Below-ground items including drywall, sump pumps, water heaters and washers and dryers eventually felt the impact, both said.

“When people have that much damage in their basement, a lot of that stuff gets affected,” Harbutz said.

The list of problems “just runs the whole gamut,” he added.

“I’ve seen people who have lost their entire houses to someone who has just found problems in their drywall,” Harbutz said.

While monetary donations are needed, so are drywall and drywall supplies, as well as furniture to replace what was ruined by the flood, Pafume and Harbutz said.

Just as important as the technical and financial advice is the ability to be a listening ear, Harbutz said.

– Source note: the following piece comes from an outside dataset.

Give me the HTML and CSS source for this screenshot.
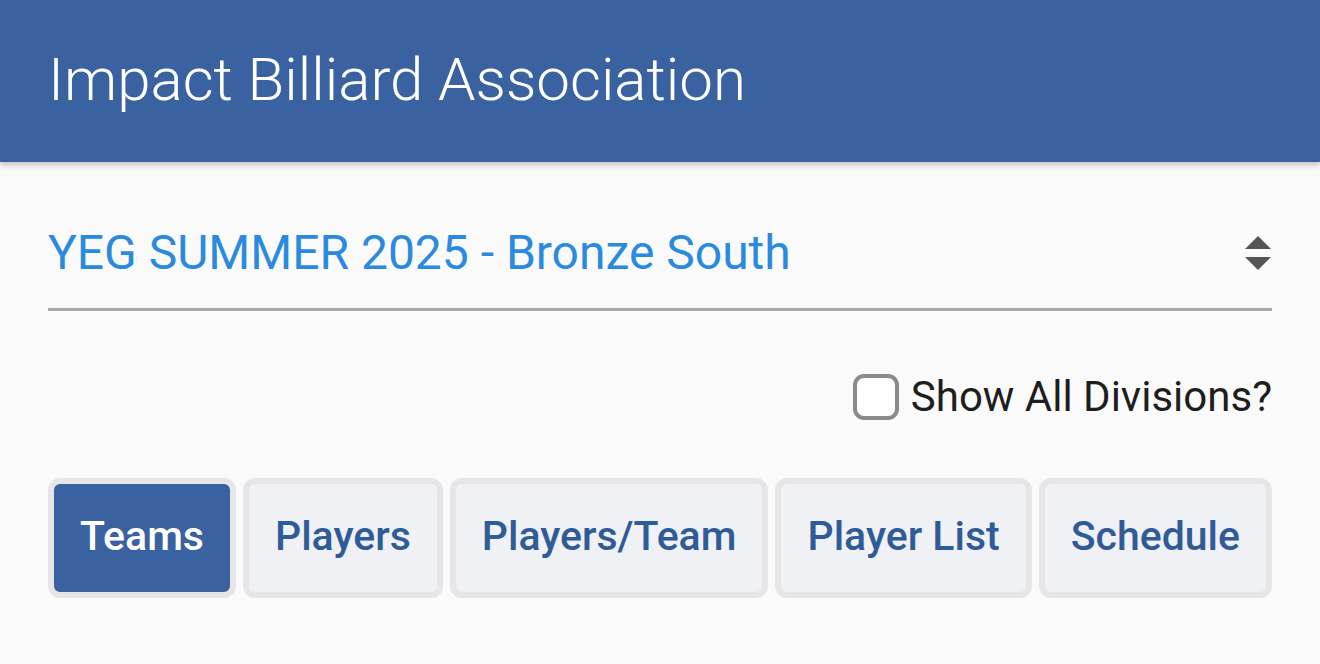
FILE: index.html
```html
<!DOCTYPE html>
<html lang="en">
<head>
<meta charset="utf-8">
<title>Impact Billiard Association</title>
<link rel="stylesheet" href="styles.css">
</head>
<body>
<header class="app-bar">
  <h1 class="app-title">Impact Billiard Association</h1>
</header>
<main class="content">
  <div class="select-field">
    <span class="select-value">YEG SUMMER 2025 - Bronze South</span>
    <svg class="select-arrows" viewBox="0 0 28 36" width="28" height="36" aria-hidden="true">
      <path d="M14 1 L27 14 L1 14 Z" fill="#555"/>
      <path d="M1 22 L27 22 L14 35 Z" fill="#555"/>
    </svg>
  </div>
  <div class="check-row">
    <label class="check-label"><span class="check-box"></span><span>Show All Divisions?</span></label>
  </div>
  <nav class="tabs">
    <button class="tab tab-active">Teams</button>
    <button class="tab">Players</button>
    <button class="tab">Players/Team</button>
    <button class="tab">Player List</button>
    <button class="tab">Schedule</button>
  </nav>
</main>
</body>
</html>
```
FILE: styles.css
```css
html, body {
  margin: 0;
  padding: 0;
  background: #fafafa;
  font-family: Roboto, "Liberation Sans", sans-serif;
}
.app-bar {
  height: 162px;
  background: #3a62a0;
  box-shadow: 0 3px 6px rgba(0,0,0,0.22);
  display: flex;
  align-items: center;
  padding: 0 48px;
  box-sizing: border-box;
  position: relative;
}
.app-title {
  margin: 0;
  color: #fff;
  font-weight: 300;
  font-size: 60px;
  letter-spacing: 0;
  padding-bottom: 4px;
}
.content {
  padding: 0 48px;
}
.select-field {
  margin-top: 62px;
  height: 87px;
  border-bottom: 3px solid #a9a9a9;
  display: flex;
  align-items: center;
  justify-content: space-between;
  box-sizing: border-box;
  padding-bottom: 27px;
}
.select-value {
  color: #2a8ae0;
  font-size: 48px;
  font-weight: 400;
}
.select-arrows {
  display: block;
  margin-right: 0;
}
.check-row {
  display: flex;
  justify-content: flex-end;
  margin-top: 61px;
}
.check-label {
  display: flex;
  align-items: center;
  gap: 12px;
  color: #1e1e1e;
  font-size: 42px;
}
.check-box {
  width: 38px;
  height: 38px;
  border: 4px solid #8a8a8a;
  border-radius: 11px;
  background: #fff;
}
.tabs {
  display: flex;
  gap: 7px;
  margin-top: 57px;
}
.tab {
  flex: 1 1 auto;
  height: 120px;
  border: 6px solid #e6e6e8;
  border-radius: 12px;
  background: #f0f1f5;
  color: #2f5b97;
  font-family: Roboto, "Liberation Sans", sans-serif;
  font-size: 41px;
  font-weight: 500;
  padding: 0 24px 4px;
  box-sizing: border-box;
}
.tab-active {
  background: #3a62a0;
  color: #fff;
  border-color: #e6e6e8;
}
```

“We have some folks that just want somebody to talk to,” he said. “There are also some folks who don’t know where to start, and there are some folks who are on the right path but just need the satisfaction of hearing, ‘Yeah, you’re on the right path.’”

Both marvel at the work the Rev. Hollie Tapley, the Great Plains disaster relief coordinator, has done in the months following the flood.

“Obviously Hollie did a lot of great work, but there are a lot of people who still have issues,” Harbutz said.

The two are planning to stay until at least the beginning of summer, giving relief to those in Mulvane whose homes were damaged.

“The good thing about Hollie is that she doesn’t want to leave anyone behind,” Pafume said.

Harbutz is a Wichita native and played baseball for the Wichita State Shockers while earning his degree in health sciences.

“It’s awesome when you can help somebody out who’s really in need,” he said.

Pafume was born in Wichita and raised in northern Illinois, and previously worked in human resources and as a case worker for Big Brothers/Big Sisters after earning her master’s of public administration degree from Wichita State.

“I think it gave me good insight into this type of job,” she said.